Take time once a week to perform specific injury prevention exercises. If you’re prone to runner’s knee or IT band syndrome, focus on your core and hips. If you’ve dealt with muscular injuries in the past, consident yoga to stretch and strengthen. Other great injury prevention workouts include Pilates and barre workouts, which strengthen those small supporting muscles and your core for a balanced and strong body.
Try these workouts to build strength and prevent injury:
Pilates for Runners
Hip Stability Exercises for ITBS and Runner’s Knee
Pure Barre Tone in Ten Review
Balance Exercises for Runners
5. Build confidence for upcoming training and racing goals
Go ahead, share your awesome run on Instagram and give yourself a high five for that workout! Running, no matter how far or how fast, is an accomplishment that you should celebrate. By celebrating your little victories, you incrementally build self-confidence in your ability to achieve your larger goals.
Spring running is the perfect time to focus on those small accomplishments, especially if you aren’t training for a race at this point and feel a bit unmotivated. Without hard training plan or upcoming race, you place less pressure upon yourself during spring training and thus can enjoy your runs more. And as many runners find, enjoying your runs will help you realize just how much you accomplish!

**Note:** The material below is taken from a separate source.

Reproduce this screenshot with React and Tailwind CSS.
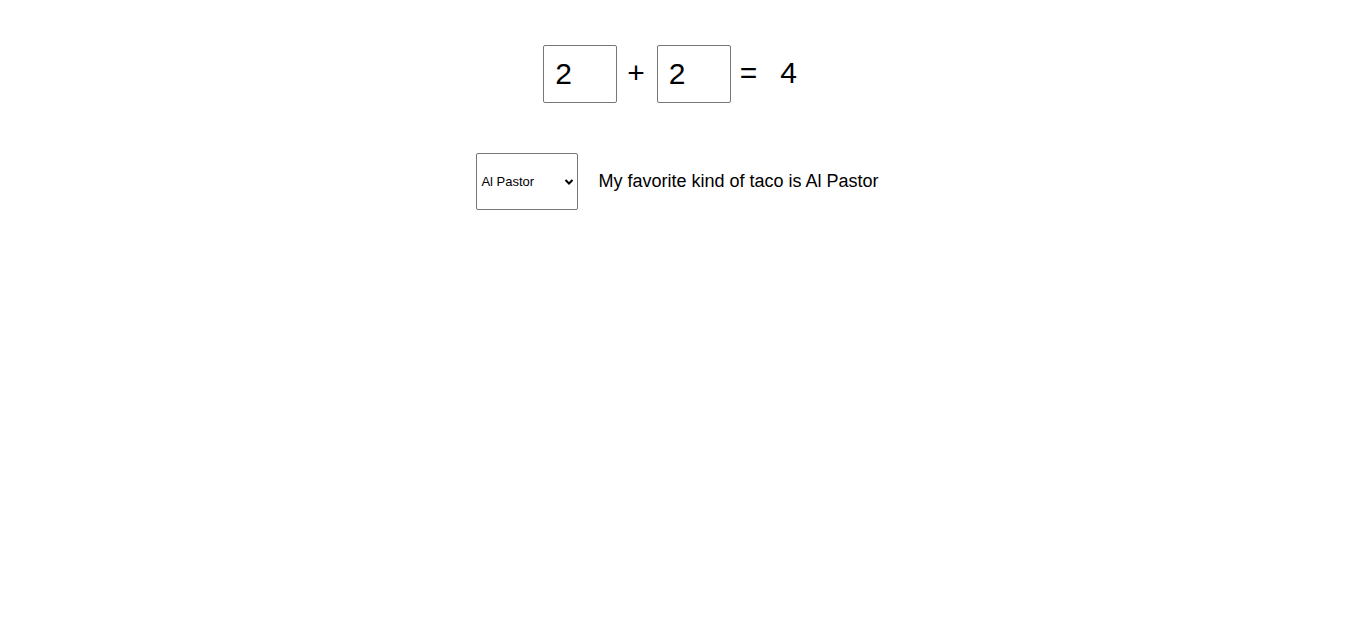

How can you specifically build confidence during spring running? Dedicate one run a week to challenging yourself. As I stated above, stick to shorter and effort-based workouts such as fartlek runs or progression runs, and try to run without looking at your GPS instant pace. Afterwards, take pride in how you felt, how you surprised yourself with your pace, and everythng else you accomplished in that run!
What’s your favorite part of spring running?
Are you signed up for any races this spring?